K. complains that there is no evidence of new Byzantine strategy or tactics following the Arab conquests (206). Was this because they were inept, or because there was no need to adapt? Given our lack of knowledge as to what happened on the battlefield, there is no reason to suppose that the Byzantines failed at a tactical or operational level. From the 640s onward, the Arabs were unable to invade Asia Minor (as opposed to raiding), so there may not have been too much wrong with the Byzantine strategic system, a point made, but not fully developed (243). The Arabs then changed to a marine strategy, resulting in the sieges of Constantinople between 674 and 678, perhaps suggesting this was easier than a direct land assault.

Here, the lack of mention of Arab organization and military methods is felt, while a brief description of the Byzantine army would also have been in order. The Byzantine fleet is remarkable by its absence in these wars, a point K. raises only briefly (277). Since the fleet was instrumental in saving Constantinople from sieges in 626 and 678, its absence is a historical problem.

5) In his conclusion, K. states that 'the situation of the Byzantine Empire in the middle of the 640s had not been foreseeable in 628 or 629' (286). The blame is placed on four new elements, Islam, numbers of Arabs, Byzantine fiscal problems and the new direction of the threat (274-5), none of which are the focus of K.'s work. Indeed, this conclusion comes as a surprise given the stress on poor Byzantine strategy throughout the work.

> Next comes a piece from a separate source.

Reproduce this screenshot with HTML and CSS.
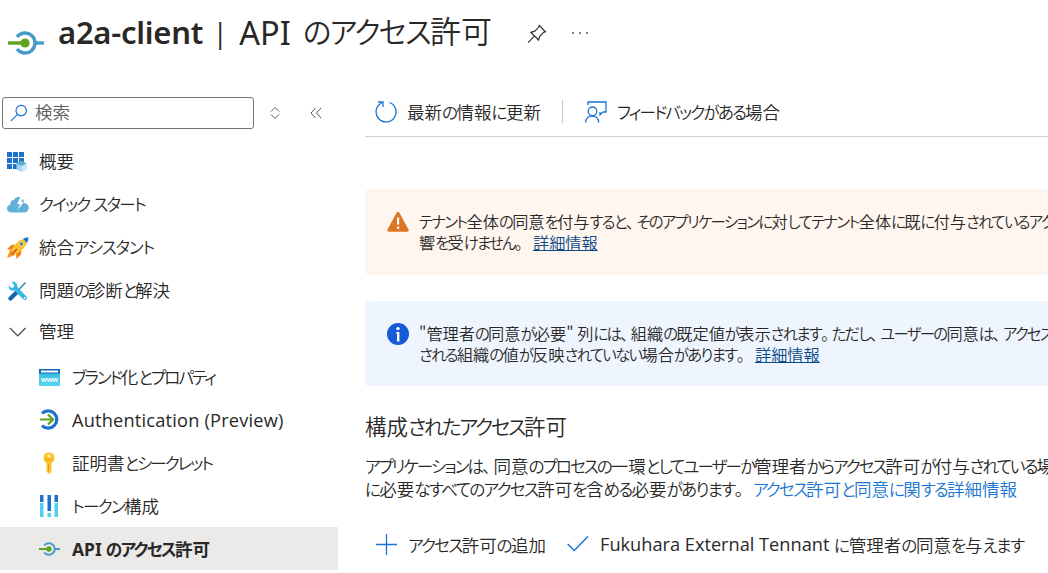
FILE: index.html
```html
<!DOCTYPE html>
<html lang="ja">
<head>
<meta charset="utf-8">
<title>a2a-client | API のアクセス許可</title>
<link rel="stylesheet" href="styles.css">
</head>
<body>
<svg class="defs" width="0" height="0">
  <symbol id="api" viewBox="0 0 36 24">
    <path d="M9 6A10 10 0 1 1 9 18" fill="none" stroke="#459bca" stroke-width="3.4"/>
    <path d="M27 12h9" stroke="#459bca" stroke-width="3.4"/>
    <path d="M0 12h17" stroke="#5ea321" stroke-width="3.4"/>
    <circle cx="17" cy="12" r="4.6" fill="#5ea321"/>
  </symbol>
</svg>
<div class="app">
  <header class="header">
    <svg class="api-logo" width="36" height="24"><use href="#api"/></svg>
    <h1 class="title"><b class="name">a2a-client</b><span class="bar">|</span><span class="latin">API</span><span data-w="189">のアクセス許可</span></h1>
    <svg class="pin" width="20" height="20" viewBox="0 0 20 20" fill="none" stroke="#333" stroke-width="1.2"><path d="M12.2 1.5 18.5 7.8 16.6 8.4 12.7 12.3 11.6 16 3.8 8.3 7.8 7.2 11.6 3.3ZM7.4 12.2 1 18.6"/></svg>
    <span class="more"><i></i><i></i><i></i></span>
  </header>
  <div class="body">
    <aside class="side">
      <div class="search-row">
        <div class="search">
          <svg width="18" height="18" viewBox="0 0 18 18" fill="none" stroke="#1a73d4" stroke-width="1.2"><circle cx="11.2" cy="6.6" r="5.2"/><path d="M7.5 10.3 1 16.8"/></svg>
          <span>検索</span>
        </div>
        <svg class="sort" width="10" height="14" viewBox="0 0 10 14" fill="none" stroke="#555"><path d="M1 5.5 5 1.5 9 5.5M1 8.5 5 12.5 9 8.5"/></svg>
        <svg class="collapse" width="12" height="12" viewBox="0 0 12 12" fill="none" stroke="#555"><path d="M5.5 1 1 6 5.5 11M11 1 6.500 6 11 11"/></svg>
      </div>
      <nav class="nav">
        <a class="item"><svg width="20" height="20" viewBox="0 0 20 20"><path fill="#1b70c8" d="M0 0h5v5H0zM6 0h5v5H6zM12 0h5v5h-5zM0 6h5v5H0zM6 6h5v5H6zM12 6h5v5h-5zM0 12h5v5H0zM6 12h5v5H6z"/><path fill="#9bd5ee" d="m14.500 9 5 2.500v6l-5 2.500-5-2.500v-6z"/><path fill="#5aaede" d="m14.500 9 5 2.500-5 2.500-5-2.500z"/><path fill="#c6e9f7" d="m14.500 14 5-2.500v6l-5 2.500z"/></svg><span>概要</span></a>
        <a class="item"><svg width="22" height="20" viewBox="0 0 22 20"><path fill="#60b0d9" d="M4.500 17.500C1.500 17.500 0 15.700 0 13.500S1.700 10 3.500 9.500C3 7 4.700 5 7 5c.6-2 2.200-3 4.500-3 3.500 0 5.700 2.500 5.500 6 3 .2 4.700 2.200 4.700 4.500 0 3-2 5-4.700 5z"/><path fill="#fff" d="M13.500 2 10 9h3l-2.500 6 6.500-8h-3l3-5z"/></svg><span data-w="106">クイック スタート</span></a>
        <a class="item"><svg width="22" height="22" viewBox="0 0 22 22"><path fill="#f58220" d="M8 7.500 4 8 0 12.500l5 .2zM14.500 13l-.5 4.500L9.500 22 9 16z"/><path fill="#f7941e" d="M3 13 0 21l8-3 1-5z"/><path fill="#fcc12c" d="M4.500 15C6 8 11 2.500 21 .5 20 10 14 15.500 7 17.500z"/><path fill="#1573cf" d="M16 1.800Q18.500.7 21.500.3q-.2 3-1.400 5.700z"/><circle cx="14.400" cy="7" r="2" fill="#2478cc" stroke="#ffe07b"/><path d="m5 17 5-5" stroke="#b94b25" stroke-width="1.300"/></svg><span data-w="115">統合アシスタント</span></a>
        <a class="item"><svg width="22" height="20" viewBox="-1 0 22 20"><path d="m17.500 1.500-9 9.500" stroke="#2c91c9" stroke-width="1.600"/><path d="m9 11-6.500 6.500" stroke="#1766ab" stroke-width="4.200" stroke-linecap="round"/><path fill="#35b9e3" d="M3.500 1c3-1 6.200 1 5.800 5l9.200 9.500q1.200 1.800-.3 3t-3-.2L6 9.300C2.800 10.200.3 8 .8 4.500L3.500 7l2.300-.7.500-2.300z"/><circle cx="16.600" cy="17" r="1" fill="#fff"/></svg><span data-w="131">問題の診断と解決</span></a>
        <a class="item group"><svg width="22" height="18" viewBox="-2 0 22 18" fill="none" stroke="#444" stroke-width="1.200"><path d="m1 5 7.800 8 7.700-8"/></svg><span>管理</span></a>
        <a class="item sub"><svg width="21" height="18" viewBox="0 0 21 18"><defs><linearGradient id="web" x2="0" y2="1"><stop stop-color="#32bce2"/><stop offset="1" stop-color="#55d5f2"/></linearGradient></defs><path fill="url(#web)" d="M0 4h21v14H0z"/><path fill="#1369b7" d="M0 1h21v4.500H0z"/><path fill="#fff" d="M2 2.500h17v2H2z"/><text class="www" x="2" y="13.500" textLength="17" lengthAdjust="spacingAndGlyphs">www</text></svg><span data-w="143">ブランド化とプロパティ</span></a>
        <a class="item sub"><svg width="22" height="21" viewBox="-1 0 22 21" fill="none" stroke-width="3.200"><path stroke="#1b73cb" d="M2 4.300A8.700 8.700 0 1 1 2 16.700"/><path stroke="#5ea321" stroke-width="2.200" d="M0 10.500h13M8 5.500l5 5-5 5"/></svg><span class="latin-nav">Authentication (Preview)</span></a>
        <a class="item sub"><svg width="20" height="22" viewBox="0 0 20 22"><path fill="#fcc42e" d="M10 .5c3.500 0 5.500 2 5.500 5.500 0 2.500-1.200 4-3 5.200V20L10 22l-2.500-2.200V11C5.700 10 4.500 8.500 4.500 6 4.500 2.500 6.500.5 10 .5"/><circle cx="10" cy="3.800" r="1.500" fill="#fff1b3"/><path stroke="#e7941d" d="M6.500 8h7M9.500 12v7"/></svg><span data-w="140">証明書とシークレット</span></a>
        <a class="item sub"><svg width="21" height="22" viewBox="-1 0 21 22"><path fill="#1b73cb" d="M0 0h3.500v7H0zM7.500 0H11v16H7.500zM14.500 0H18v7h-3.500z"/><path fill="#50d0ef" d="M0 8h3.500v14H0zM7.500 18H11v4H7.500zM14.500 8H18v14h-3.500z"/></svg><span data-w="87">トークン構成</span></a>
        <a class="item sub active"><svg width="21" height="14"><use href="#api"/></svg><b data-w="138"><span class="api">API</span> のアクセス許可</b></a>
      </nav>
    </aside>
    <main class="main">
      <div class="toolbar">
        <svg width="22" height="22" viewBox="0 0 22 22" fill="none" stroke="#1a73d4" stroke-width="1.300"><path d="M6.500 2A10 10 0 1 0 14.500 1.500M3 1h5v5"/></svg>
        <span data-w="134">最新の情報に更新</span>
        <i class="divider"></i>
        <svg class="feedback" width="22" height="22" viewBox="0 0 22 22" fill="none" stroke="#1a73d4" stroke-width="1.300"><path d="M3 4V1h18v10h-3l-3 3v-3M.7 21.500c0-4 2.700-6.500 6.500-6.500s6.500 2.500 6.500 6.500"/><circle cx="7.500" cy="10.300" r="4.300"/></svg>
        <span data-w="163">フィードバックがある場合</span>
      </div>
      <section class="notice warn">
        <svg width="22" height="22" viewBox="0 0 22 22"><path fill="#db7720" d="M9.600 1.700q1.400-2 2.800 0l9.200 17q.8 2-1.400 2H1.800q-2.200 0-1.400-2z"/><path fill="#fff" d="M10 6.500h2.200v7H10zM10 15.500h2.200v2.200H10z"/></svg>
        <p><span data-w="634">テナント全体の同意を付与すると、そのアプリケーションに対してテナント全体に既に付与されているアク</span><br><span data-w="106">響を受けません。</span><a class="more-link">詳細情報</a></p>
      </section>
      <section class="notice info">
        <svg width="22" height="22" viewBox="0 0 22 22"><circle cx="11" cy="11" r="11" fill="#155bd6"/><circle cx="11" cy="5.600" r="1.700" fill="#fff"/><path fill="#fff" d="M9.200 9h3.200v9.500H10v-8h-.8z"/></svg>
        <p><span data-w="633">"管理者の同意が必要" 列には、組織の既定値が表示されます。ただし、ユーザーの同意は、アクセス</span><br><span data-w="328">される組織の値が反映されていない場合があります。</span><a class="more-link">詳細情報</a></p>
      </section>
      <h2 class="heading"><span data-w="202">構成されたアクセス許可</span></h2>
      <p class="desc"><span data-w="689">アプリケーションは、同意のプロセスの一環としてユーザーか管理者からアクセス許可が付与されている場</span><br><span data-w="381">に必要なすべてのアクセス許可を含める必要があります。</span><a class="doc-link" data-w="264">アクセス許可と同意に関する詳細情報</a></p>
      <div class="commands">
        <svg width="21" height="21" viewBox="0 0 21 21" stroke="#1a73d4" stroke-width="1.300"><path d="M0 10.500h21M10.500 0v21"/></svg>
        <span class="add" data-w="138">アクセス許可の追加</span>
        <svg class="check" width="22" height="18" viewBox="0 0 22 18" fill="none" stroke="#1a73d4" stroke-width="1.500"><path d="m.7 9 6.500 6.500L21 1.500"/></svg>
        <span class="tenant">Fukuhara External Tennant</span><span data-w="190">に管理者の同意を与えます</span>
      </div>
    </main>
  </div>
</div>
<script src="kana.js"></script>
</body>
</html>
```
FILE: kana.js
```js
// Sets kana tighter than kanji, so that each label has the width in its data-w.
const KANA = /([\u3041-\u30ff]+|[、。]+)/;

for (const label of document.querySelectorAll('[data-w]')) {
  let count = 0;
  for (const node of [...label.childNodes]) {
    if (node.nodeType !== Node.TEXT_NODE) continue;
    const parts = node.textContent.split(KANA).filter(Boolean).map((part) => {
      if (!KANA.test(part)) return document.createTextNode(part);
      const run = document.createElement('span');
      run.className = /[、。]/.test(part) ? 'punct' : 'kana';
      run.textContent = part;
      if (run.className === 'kana') count += part.length;
      return run;
    });
    node.replaceWith(...parts);
  }
  const width = label.getBoundingClientRect().width;
  label.style.setProperty('--kern', `${(Number(label.dataset.w) - width) / count}px`);
}
```
FILE: styles.css
```css
* { box-sizing: border-box; }
body {
  margin: 0;
  background: #fff;
  color: #292827;
  font-family: "Noto Sans CJK JP", sans-serif;
  font-weight: 350;
  font-size: 17.5px;
  font-feature-settings: "palt";
  overflow: hidden;
}
.kana { font-size: .95em; letter-spacing: var(--kern, 0); }
.punct { letter-spacing: .15em; }
.defs { display: block; height: 0; }
.app { width: 1048px; height: 573px; overflow: hidden; display: flex; flex-direction: column; }
svg { flex: none; display: block; }
.header { height: 87px; flex: none; display: flex; align-items: flex-start; padding-left: 8px; }
.api-logo { margin-top: 31px; }
.title { margin: 0 0 0 14px; height: 64px; line-height: 65px; width: 434px; display: flex; font-weight: 350; font-size: 31px; white-space: nowrap; }
.title > [data-w] { line-height: 60px; }
.name { font-family: "Noto Sans", sans-serif; font-weight: 600; font-size: 31px; width: 155px; letter-spacing: -.25px; }
.bar { width: 27px; font-family: "Open Sans", sans-serif; font-weight: 400; font-size: 28px; }
.latin { font-family: "Noto Sans", sans-serif; font-weight: 400; font-size: 32.5px; width: 64px; }
.pin { margin: 24px 0 0 35px; }
.more { display: flex; gap: 5px; margin: 32px 0 0 25px; }
.more i { width: 2px; height: 2px; background: #555; border-radius: 1px; }
.body { display: flex; flex: 1; }
.side { width: 338px; flex: none; }
.search-row { display: flex; align-items: center; padding: 10px 0 0 2px; }
.search { width: 252px; height: 32px; border: 1px solid #77756f; border-radius: 3px; display: flex; align-items: center; gap: 7px; padding-left: 7px; color: #605e5c; line-height: 28px; }
.search span { padding-bottom: 2px; }
.sort { margin-left: 16px; }
.collapse { margin-left: 30px; }
.nav { padding-top: 11px; }
.item { height: 43px; display: grid; grid-template-columns: 32px max-content; align-items: center; padding-left: 7px; white-space: nowrap; }
.item > :last-child { padding-bottom: 2px; }
.item.sub { padding-left: 39px; grid-template-columns: 33px max-content; }
.item.sub > :last-child { padding-bottom: 0; }
.item.group { padding-bottom: 4px; }
.item.active { background: #ebeae9; }
.www { font: bold 7px "Liberation Sans", sans-serif; fill: #fff; }
.latin-nav, .tenant { font-family: "Open Sans", sans-serif; font-size: 18.2px; font-weight: 400; }
.latin-nav { letter-spacing: .2px; }
.active b { font-weight: 700; }
.api { font-family: "Noto Sans", sans-serif; }
.main { flex: 1; min-width: 0; margin-left: 27px; white-space: nowrap; }
.toolbar { height: 50px; border-bottom: 1px solid #d2d0ce; display: flex; align-items: center; padding-left: 10px; }
.toolbar span[data-w] { margin-left: 10px; padding-bottom: 1px; }
.divider { width: 1px; height: 23px; margin: 0 22px 0 21px; background: #c8c6c4; }
.notice { height: 86px; display: flex; gap: 10px; padding: 22px 0 0 22px; border-radius: 4px 0 0 4px; font-size: 16.2px; line-height: 21px; }
.notice p { margin: 0; }
.warn { margin-top: 52px; background: #fff6f0; }
.info { margin-top: 26px; height: 85px; background: #eff5fe; }
.more-link { color: #0b4a87; text-decoration: underline; margin-left: 8px; }
.heading { margin: 26px 0 0; font-size: 21.5px; font-weight: 350; line-height: 28px; }
.desc { margin: 14px 0 0; line-height: 23px; }
.desc > :nth-child(n) { line-height: 20px; }
.doc-link { color: #1976d2; margin-left: 7px; }
.commands { display: flex; align-items: center; height: 26px; margin: 31px 0 0 11px; }
.commands span[data-w], .tenant { padding-bottom: 0; }
.add { margin-left: 11px; }
.check { margin-left: 21px; }
.tenant { margin-left: 11px; width: 234px; letter-spacing: 0; }
```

Although much of this review has been critical, the poor source material makes it necessary to be very clear about where one stands. K deserves congratulations for making much of it accessible. When combined with Donner and a more general survey of seventh-century Byzantium, we are able to gain a new perspective on the conquests, one which will surely spur further work. The issues, however, are too big for a single book, and K. was probably wise not to try.